CGN Power raised HK$24.52 billion ($3.16 billion) on Wednesday after pricing its initial public offering at the top, Hong Kong’s biggest IPO of the year.
The deal surpassed HK Electric’s HK$24.1 billion flotation in January but its reign could be short-lived as Dalian Wanda Commercial Properties aims to raise up to $6 billion in its own listing before year-end.
According to Dealogic, the deal is also the world's largest energy and utility IPO of 2014, with two of the top three IPOs in the sector listing in Hong Kong.
Retail and institutional investors clamoured to get a piece of China’s largest nuclear energy producer, clearly expecting the company to benefit from the mainland’s power policy, which encourages clean energy.

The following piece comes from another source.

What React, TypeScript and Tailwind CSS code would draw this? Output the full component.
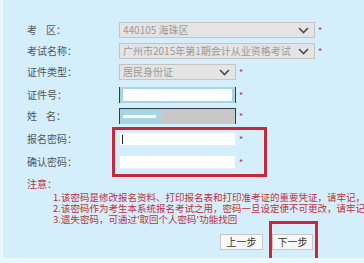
import React from 'react'

const FONT = { fontFamily: '"Noto Sans CJK SC", "Noto Sans", sans-serif' }

function Chevron() {
  return (
    <svg width="11" height="7" viewBox="0 0 11 7" className="shrink-0">
      <path d="M1 1 L5.5 5.5 L10 1" fill="none" stroke="#4a4a4a" strokeWidth="1.6" />
    </svg>
  )
}

function Star() {
  return <span className="ml-[3px] text-[9px] leading-none text-[#b03060]">*</span>
}

function Select({ text, w }: { text: string; w: string }) {
  return (
    <div className={`flex h-[16px] items-center justify-between border border-[#c4c4c4] bg-[#e4e4e4] pl-[3px] pr-[5px] ${w}`}>
      <span className="whitespace-nowrap text-[10px] leading-none text-[#9a9a9a]">{text}</span>
      <Chevron />
    </div>
  )
}

function Row({ label, mt, children }: { label: string; mt: string; children: React.ReactNode }) {
  return (
    <div className={`flex h-[16px] items-center ${mt}`}>
      <div className="w-[116px] shrink-0 whitespace-pre pl-[24px] text-[10px] leading-none text-[#555]">{label}</div>
      {children}
    </div>
  )
}

export default function App() {
  return (
    <div className="h-[263px] w-[364px] overflow-hidden bg-[#eaf7fd] pb-[5px] pl-[3px]" style={FONT}>
      <div className="relative h-full w-full overflow-hidden bg-[#d4eefb] pt-[22px]">
        <Row label="考    区：" mt="mt-0">
          <Select text="440105 海珠区" w="w-[196px]" />
          <Star />
        </Row>
        <Row label="考试名称：" mt="mt-[5px]">
          <Select text="广州市2015年第1期会计从业资格考试" w="w-[196px]" />
          <Star />
        </Row>
        <Row label="证件类型：" mt="mt-[5px]">
          <Select text="居民身份证" w="w-[117px]" />
          <Star />
        </Row>
        <Row label="证件号：" mt="mt-[7px]">
          <div className="flex h-[16px] w-[117px] items-center border-x border-[#2e3c4c] bg-[#a6d6e4] px-[3px] py-[2px]">
            <div className="h-full w-full bg-white" />
          </div>
          <Star />
        </Row>
        <Row label="姓    名：" mt="mt-[5px]">
          <div className="flex h-[16px] w-[117px] border-x border-t border-[#2e3c4c]">
            <div className="flex w-[42px] items-center bg-[#a6d6e4] pl-[3px]">
              <div className="h-[3px] w-[33px] bg-white" />
            </div>
            <div className="flex-1 bg-[#c8c8c8]" />
          </div>
          <Star />
        </Row>
        <Row label="报名密码：" mt="mt-[7px]">
          <div className="flex h-[14px] w-[117px] items-center border border-[#e4eef2] bg-white pl-[2px]">
            <div className="h-[9px] w-px bg-[#222]" />
          </div>
          <Star />
        </Row>
        <Row label="确认密码：" mt="mt-[7px]">
          <div className="h-[14px] w-[117px] border border-[#e4eef2] bg-white" />
          <Star />
        </Row>

        <div className="mt-[9px] pl-[24px] text-[10px] leading-none text-[#c0303a]">注意：</div>
        <div className="mt-[3px] whitespace-nowrap pl-[50px] text-[9.5px] leading-[11px] text-[#c0303a]">
          <div>1.该密码是修改报名资料、打印报名表和打印准考证的重要凭证，请牢记，妥善保管</div>
          <div>2.该密码作为考生本系统报名考试之用，密码一旦设定便不可更改，请牢记</div>
          <div>3.遗失密码，可通过'取回个人密码'功能找回</div>
        </div>

        <div className="mt-[9px] flex gap-[9px] pl-[217px]">
          <button className="h-[16px] w-[43px] border border-[#c8c8c8] bg-[#f8f8f8] text-[10px] leading-none text-[#333]">
            上一步
          </button>
          <button className="h-[16px] w-[41px] border border-[#c8c8c8] bg-[#f8f8f8] text-[10px] leading-none text-[#333]">
            下一步
          </button>
        </div>

        {/* 红色标注框 */}
        <div className="pointer-events-none absolute left-[109px] top-[127px] h-[50px] w-[155px] border-[3px] border-[#c8283a]" />
        <div className="pointer-events-none absolute left-[266px] top-[221px] h-[50px] w-[49px] border-[3px] border-[#c8283a]" />
      </div>
    </div>
  )
}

The retail book closed on Tuesday and was oversubscribed by 250 times, according to sources close to the deal.
In its prospectus, the company said it would boost the retail tranche — initially slated to account for 5% of the offering — to 20% of the total, while the institutional tranche was scaled back to 80%.

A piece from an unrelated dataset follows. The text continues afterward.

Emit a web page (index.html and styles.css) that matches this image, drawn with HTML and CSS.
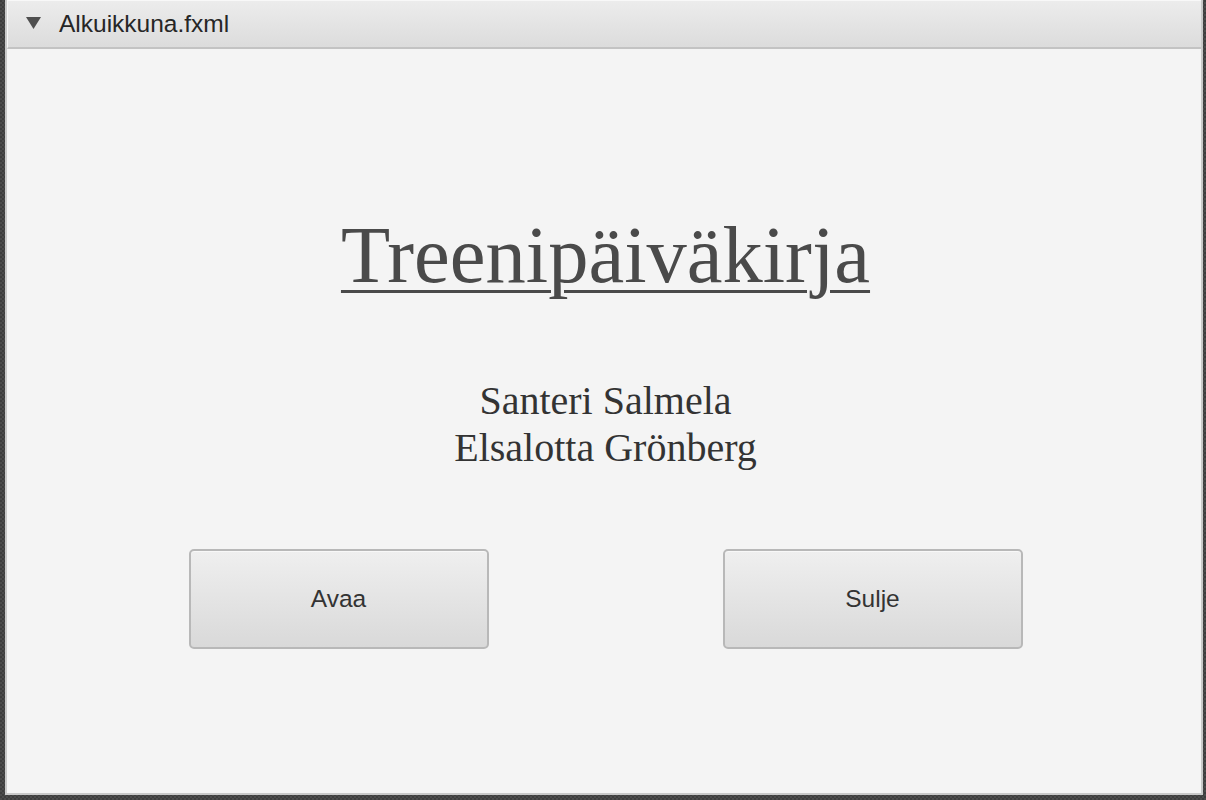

Demand allowed CGN Power to sell 8.82 billion shares, all primary, at HK$2.78 per unit, the top of the indicative price range of HK$2.43 to HK$2.78 per unit.
It was clear from the start of the formal bookbuild that the deal was going to be a big hit.
Some $1.3 billion was set aside for 18 cornerstone investors before books opened, a mix of hedge funds, long-only institutional investors and power companies.
These included powerhouses such as Och-Ziff Capital Management, Singapore’s sovereign wealth fund GIC, and China Development Bank. Combined, the three invested $310 million in CGN Power.
Other cornerstones included China Southern Power Grid, China Yangtze Power, Hong Kong hedge fund Value Partners and E Fund Management, who each pledged $100 million. China Reinsurance Corp and China Life Insurance, meanwhile, will invest $75 million each and China Cinda Asset Management and China Minmetals Corp will allocate $50 million to the nuclear power company.
The shares on offer represented 20% of the enlarged share capital, with a traditional six-month lockup in place for the 18 cornerstones. The controlling shareholders meanwhile will be locked up for one year.
The timing of the flotation coincided with the Chinese government’s drive to curb pollution by diversifying its energy generation away from fossil fuels.
CGN Power already currently generates about 9.4 gigawatts, or half of China’s total nuclear energy output. In January, the government announced its intentions to add 8.6 gigawatts of nuclear power capacity. In response to this, CGN plans to use proceeds to construct new stations. It will also acquire a 41% stake in the Taishan nuclear power project.
There are currently 22 operational nuclear power reactors in China and 26 under construction, according to the World Nuclear Association.
China suspended approvals for new nuclear power plant construction after the Fukushima disaster in Japan in 2011. However, China has indicted it plans to lift these restrictions before year-end as part of its environmental efforts.
Safety concerns remain a paramount issue but nuclear energy has strong advantages over more traditional power sources, such as a stable power supply, zero emissions and cost efficiencies, all of which would be tremendously beneficial for China’s high-end equipment manufacturers.